28th August 2019
Title: “Visual, semantic and cross-modal search“.
Abstract: Visual search can be formulated as a ranking problem where the goal is to order a collection of images by decreasing similarity to the query. Recent deep models for image retrieval have outperformed traditional methods by leveraging ranking-tailored loss functions such as the contrastive loss or the triplet loss. Yet, these losses do not optimize for the global ranking. In the first part of this presentation, we will see how one can directly optimize the global mean average precision, by leveraging recent advances in listwise loss formulations. In a second part, the presentation will move beyond instance-level search and consider the task of semantic image search in complex scenes, where the goal is to retrieve images that share the same semantics as the query image.

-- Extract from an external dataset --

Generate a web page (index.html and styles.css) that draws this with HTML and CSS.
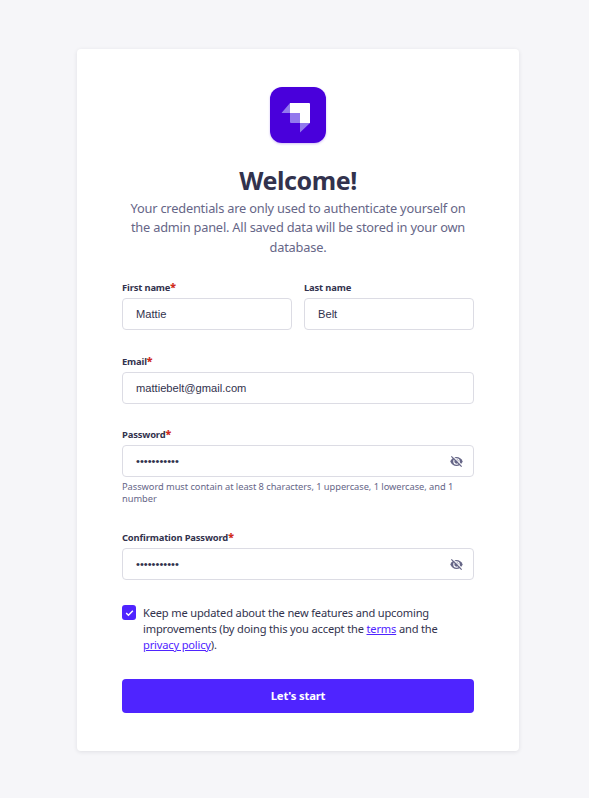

Despite being more subjective and more complex, one can show that the task of semantically ranking visual scenes is consistently implemented across a pool of human annotators, and that suitable embedding spaces can be learnt for this task of semantic retrieval. The last part will focus on cross-modal search. More specifically, we will consider the problem of cross-modal fine-grained action retrieval between text and video. Cross-modal retrieval is commonly achieved through learning a shared embedding space that can indifferently embed modalities. In this last part we will show how to enrich the embedding space by disentangling parts-of-speech (PoS) in the accompanying captions.